In fact Abkhazia and South Ossetia deserve independence far more than Kosovo. Serbian forces had no trouble subduing the Kosovo Albanian insurgency, and would never have left if not for NATO's bombardment of much of the infrastructure inside Serbia itself (never missing such targets as the Chinese Embassy). Georgia lost wars to the Abkhazian and Ossetian separatists-who got comparatively very little Russian help, nothing like the 1000 daily sorties NATO employed against Serbia.
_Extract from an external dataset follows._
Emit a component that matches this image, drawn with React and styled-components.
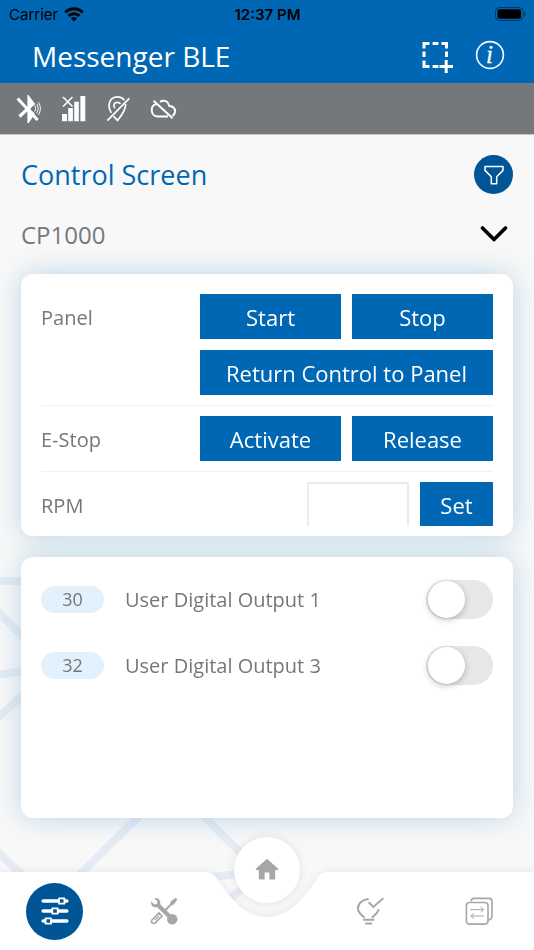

The international system is pretty fucked up in this respect. The post-WWII arrangement in Europe was based on maintaining the status-quo and permanence of all state borders. And yet what's resulted has been a proliferation of some no-man's lands-from Northern Cyprus to Bosnia and Kosovo, Karabakh, Abkhazia and others. Maintaining the pretense of the status quo has become less and less tenable. This system is probably on its last legs-so maybe it's just time to stop pretending it still works. Borders are drawn on a map to be redrawn again. Let the emerging new "Concert of Europe"-the troika of France, Germany and Russia-settle it. Just keep out those Brits and Americans-and continental Europe will be better off.